Safe Presentations - I always preface my student presentations with my speech: “During the presentations, there is no talking - no inappropriate laughing -no negative comments. If I have to stop the presentation to tell you to be quiet, it's a detention automatic." If you don't set the rules strict for your student presentations, then your students won't feel safe enough to present in the future. You may have to make an example of someone to send the message.
Is It Homework? Wait till last minute to assign homework - Students ask, “If we don't finish this, is it homework?" if I say, “Yes," what happens? You guessed it, the students stop working and they start socializing. Then it gets louder and louder, and then the principal will walk in, and well, it looks bad when the students aren’t doing anything. I always tell them “No,” then change my mind about 5 minutes before the bell rings.
Row By Row - Collect papers row by row. Many times, you won't know who didn’t to the homework until you grade it, and by that time it may be too late. I always collect the homework by rows. If there are five students in the row, and I only get four papers turned in, then I want to know who didn't do it, so I can ask why. It is a little embarrassing for the student, and that's OK. I wouldn’t spend more than 10 seconds in the discussion, but those 10 second of attention may deter that student from missing the next homework. It also makes a row celebrate when everybody has their homework, and I say, "Good row."
Easy Access - Post homework / class work where students can access it. - If a student is absent, how do they know what they missed? There has to be someplace where they can go instead of to you. I have all my homework posted online, but you can have a homework calendar or a homework folder or some place that you can point to when a student asks you what they missed.

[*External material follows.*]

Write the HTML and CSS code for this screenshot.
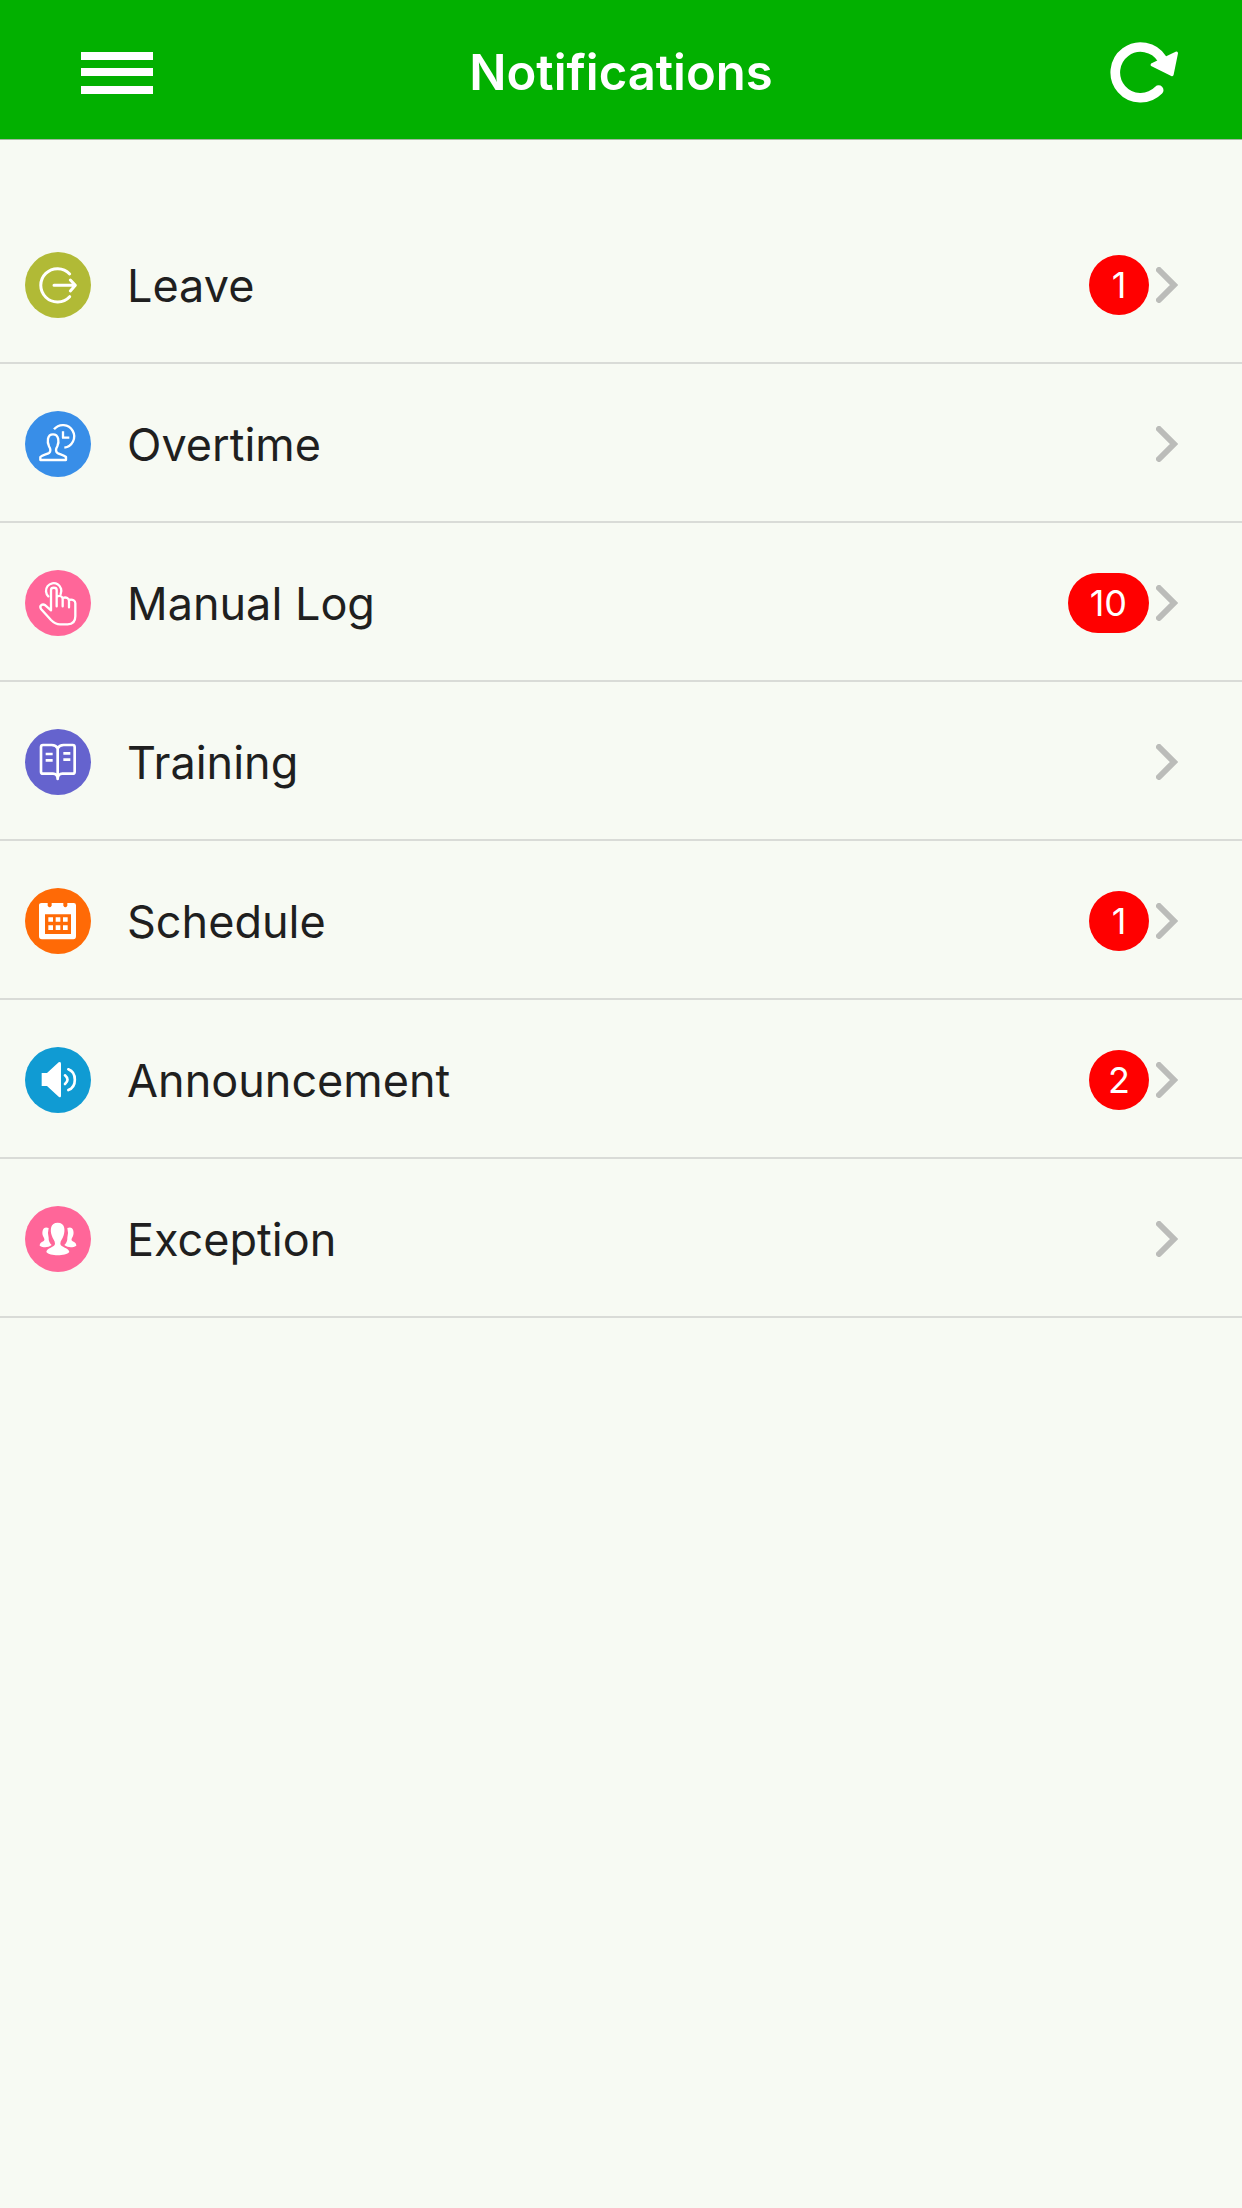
FILE: index.html
```html
<!DOCTYPE html>
<html lang="en">
<head>
<meta charset="utf-8">
<meta name="viewport" content="width=device-width, initial-scale=1">
<title>Notifications</title>
<link rel="stylesheet" href="styles.css">
</head>
<body>
<svg class="sprite" aria-hidden="true">
  <symbol id="chevron" viewBox="0 0 22 36"><path d="M3 3l15 15L3 33" fill="none" stroke="#bbbcb9" stroke-width="6" stroke-linecap="round" stroke-linejoin="miter"/></symbol>
</svg>
<header class="topbar">
  <button class="icon-button icon-button-start" type="button" aria-label="Menu">
    <svg class="menu-icon" viewBox="0 0 72 42" fill="#fff"><path d="M0 0h72v8H0zM0 16h72v8H0zM0 34h72v8H0z"/></svg>
  </button>
  <h1 class="title">Notifications</h1>
  <button class="icon-button icon-button-end" type="button" aria-label="Refresh">
    <svg class="refresh-icon" viewBox="0 0 204 182"><path d="M146 144A76 76 0 1 1 156 50" fill="none" stroke="#fff" stroke-width="29" stroke-linecap="round"/><path d="M199 33L186 97L127 68Z" fill="#fff" stroke="#fff" stroke-width="10" stroke-linejoin="round"/></svg>
  </button>
</header>
<main>
  <ul class="list">
    <li><a class="row" href="#leave">
      <svg class="category leave" viewBox="0 0 198 198" fill="none" stroke="#fff" stroke-width="9" stroke-linecap="round" stroke-linejoin="round"><path d="M134 66A50 50 0 1 0 134 134M87 100H149M136 84L151 100L136 117"/></svg>
      <span class="label">Leave</span><span class="badge">1</span>
      <svg class="chevron" aria-hidden="true"><use href="#chevron"/></svg>
    </a></li>
    <li><a class="row" href="#overtime">
      <svg class="category overtime" viewBox="0 0 198 198" fill="none" stroke="#fff" stroke-width="7" stroke-linejoin="round"><path d="M87 55A34 34 0 1 1 118 110M114 61V80H133"/><path d="M46 147V138C52 132 66 130 72 126C79 120 76 112 72 106C66 93 66 70 84 70C102 70 103 93 97 106C93 112 91 120 97 126C104 130 116 132 123 138V147Z"/></svg>
      <span class="label">Overtime</span>
      <svg class="chevron" aria-hidden="true"><use href="#chevron"/></svg>
    </a></li>
    <li><a class="row" href="#manual-log">
      <svg class="category manual" viewBox="0 0 198 198" fill="none" stroke="#fff" stroke-width="7" stroke-linecap="round" stroke-linejoin="round"><path d="M70 79A23 23 0 1 1 107 72"/><path d="M78 121V60C78 51 95 51 95 60V109M95 80C105 75 113 79 113 87V109M113 84C124 80 132 85 132 92V112M132 90C143 87 151 92 151 100V139C151 155 143 163 128 163H105C94 163 85 157 78 150L48 117C42 107 52 100 61 106L78 121"/></svg>
      <span class="label">Manual Log</span><span class="badge badge-wide">10</span>
      <svg class="chevron" aria-hidden="true"><use href="#chevron"/></svg>
    </a></li>
    <li><a class="row" href="#training">
      <svg class="category training" viewBox="0 0 198 198" fill="none" stroke="#fff" stroke-width="8" stroke-linejoin="round"><path d="M98 58C94 50 88 48 80 48H54Q48 48 48 54V128Q48 134 54 134H84C92 134 98 140 98 150C98 140 104 134 112 134H143Q149 134 149 128V54Q149 48 143 48H116C108 48 102 50 98 58V145"/><path d="M62 75H83M62 94H83M115 73H136M115 92H136"/></svg>
      <span class="label">Training</span>
      <svg class="chevron" aria-hidden="true"><use href="#chevron"/></svg>
    </a></li>
    <li><a class="row" href="#schedule">
      <svg class="category schedule" viewBox="0 0 198 198"><path fill="#fff" fill-rule="evenodd" d="M50 45H68V53Q74 63 80 53V45H115V53Q121 63 127 53V45H146Q153 45 153 52V145Q153 154 145 154H51Q42 154 42 145V52Q42 45 50 45ZM60 79V138H138V79Z"/><path fill="#fff" d="M70 88H84V101H70ZM92 88H106V101H92ZM114 88H128V101H114ZM70 112H84V126H70ZM92 112H106V126H92ZM114 112H128V126H114Z"/></svg>
      <span class="label">Schedule</span><span class="badge">1</span>
      <svg class="chevron" aria-hidden="true"><use href="#chevron"/></svg>
    </a></li>
    <li><a class="row" href="#announcement">
      <svg class="category announcement" viewBox="0 0 198 198" fill="none" stroke="#fff" stroke-width="8" stroke-linecap="round"><path fill="#fff" stroke="none" d="M50 78H66L101 46Q108 42 108 50V146Q108 154 101 149L66 117H50Z"/><path d="M120 85Q135 98 120 111M130 67C156 77 156 119 130 129"/></svg>
      <span class="label">Announcement</span><span class="badge">2</span>
      <svg class="chevron" aria-hidden="true"><use href="#chevron"/></svg>
    </a></li>
    <li><a class="row" href="#exception">
      <svg class="category exception" viewBox="0 0 198 198" fill="#fff"><path d="M71 66C54 58 49 78 54 90C58 98 61 102 55 106C46 110 44 114 44 119C56 126 69 125 80 117C75 112 70 105 71 95Q67 80 71 66ZM127 66C144 58 149 78 144 90C140 98 137 102 143 106C152 110 154 114 154 119C142 126 129 125 118 117C123 112 128 105 127 95Q131 80 127 66Z"/><path d="M98 50C76 50 75 72 80 88C83 99 90 104 90 113C90 124 64 125 64 138C74 151 122 151 133 138C133 125 106 124 106 113C106 104 113 99 116 88C121 72 120 50 98 50Z"/></svg>
      <span class="label">Exception</span>
      <svg class="chevron" aria-hidden="true"><use href="#chevron"/></svg>
    </a></li>
  </ul>
</main>
</body>
</html>
```
FILE: styles.css
```css
* { box-sizing: border-box; }

body {
  margin: 0;
  background: #f7faf3;
  color: #1f1f1f;
  font-family: Inter, "Liberation Sans", sans-serif;
}

.sprite { position: absolute; width: 0; height: 0; }

.topbar {
  display: grid;
  grid-template-columns: 1fr auto 1fr;
  align-items: center;
  height: 140px;
  padding: 6px 64px 0;
  background: #02b000;
  border-bottom: 1px solid #a3b8a0;
}

.title {
  margin: 0;
  color: #fff;
  font-size: 49px;
  font-weight: 600;
  line-height: 60px;
}

.icon-button {
  display: flex;
  padding: 0;
  border: 0;
  background: none;
  cursor: pointer;
}

.icon-button-start { justify-self: start; margin-left: 17px; }
.icon-button-end { justify-self: end; }
.menu-icon { width: 72px; height: 42px; }
.refresh-icon { width: 68px; height: 61px; }

.list {
  margin: 0;
  padding: 65px 0 0;
  list-style: none;
}

.row {
  display: flex;
  align-items: center;
  height: 159px;
  padding: 2px 64px 0 25px;
  border-bottom: 2px solid #d9dbd7;
  color: inherit;
  text-decoration: none;
}

.category {
  flex: none;
  width: 66px;
  height: 66px;
  border-radius: 50%;
}

.leave { background: #b1ba36; }
.overtime { background: #388ee8; }
.manual { background: #ff6699; }
.training { background: #6563ce; }
.schedule { background: #ff6a06; }
.announcement { background: #109bd3; }
.exception { background: #ff6699; }

.label {
  flex: 1;
  padding: 2px 0 0 36px;
  font-size: 45px;
  line-height: 56px;
}

.badge {
  min-width: 60px;
  border-radius: 30px;
  background: #ff0000;
  color: #fff;
  font-size: 36px;
  line-height: 60px;
  text-align: center;
}

.badge-wide { padding: 0 22px; }

.chevron {
  flex: none;
  width: 22px;
  height: 36px;
  margin-left: 7px;
}
```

Wall of No Names - No-Name papers on wall. I like taping the no-name papers on my white board. This way when students walk into my class, they will notice right away that their paper is missing a name, and they can add it. Other teachers have a no-name folder where they put all the papers missing an owner, but the problem with this is that the soonest a student will know of the missing assignment will be when grades are posted or when the papers are passed back, and that may be later than you want. If they’re on the wall, it may clutter up your white board a little, but at least you will be able to finish grading the assignment earlier.
No Down Time – As a middle school teacher, this is commandment number one. Any down time that you have with 8th graders can be bad. Do your best to have the next lesson flow right after the first one. Any extra time can be just what those hormone-driven students need to start something that will take a lot of time to stop. 5 minutes of down time can lead to 10 minutes of refocusing. In those ten minutes, you'll start getting frustrated, and you'll lose focus, and that will make for a bad day. So unless you have a class-full of angels, keep things moving. No down time.
Opening Routine - Get a routine set up for beginning the class. Kids need a little stability and structure especially in the beginning of the class. Make it a routine that allows you to take attendance, pass out or collect the homework, etc. You can change it up every now and then, but that first 5-10 minutes of the class needs to be a time that can run on autopilot.
Ask Me in 5 Minutes – This is one of my all time favorite strategies. There will be students who will come up and ask to leave the classroom to go to the bathroom. Sometimes it's legitimate, and you'll know when. Other times, however, you'll be a little suspicious that the student really doesn't have to go. He / She just wants to go meet someone outside or wants to walk around or just doesn't want to be in the class. In those times, I respond by saying, “Ask me in 5 minutes.” If a student really has to go, he/she will be back in 5 minutes. Most of the time, I've found, the student who really didn't have to go will forget or the “need” will pass or the next activity in class will take his/her mind off the request. I use this every day almost, and it never fails – the student never comes back to ask me again.
Substitute Days Tip #1 Have a current seating chart. This is so important for the sub. Spending two years as a substitute teacher, I know how important it is to be able to identify the “talker” by name.
Substitute Days Tip #2 Assume you're getting someone who isn't competent. Most substitute teachers know how to read directions. They should at least have a college degree, but some subs are just lame. They can’t or they won’t follow your plan, and they’ll spend the day sitting at your computer updating their Facebook status while the class goes crazy. Don’t give instructions where the sub has to actually teach. The most your sub should do is pass out an easy to follow worksheet or press play on the DVD or VCR.
Substitute Days Tip #3 Don't expect to grade what students do on a sub day. You are not there, so you don’t know if the work was actually completed by the student. The substitute may have not given out complete directions. Don’t make the work that the students do with the sub worth that much.
Substitute Days Tip #4 Leave your phone number with sub. – Expect that you have forgotten something or that the sub needs some clarification on the instructions.
Substitute Days Tip #5 Teach a student how to run technology. Your VCR or DVD player may be different from the one that the sub is used to. The day before you’re going to be out, teach a responsible student how to run the machine. Leave the name with the sub, so if he/she has any problems, the student can help out.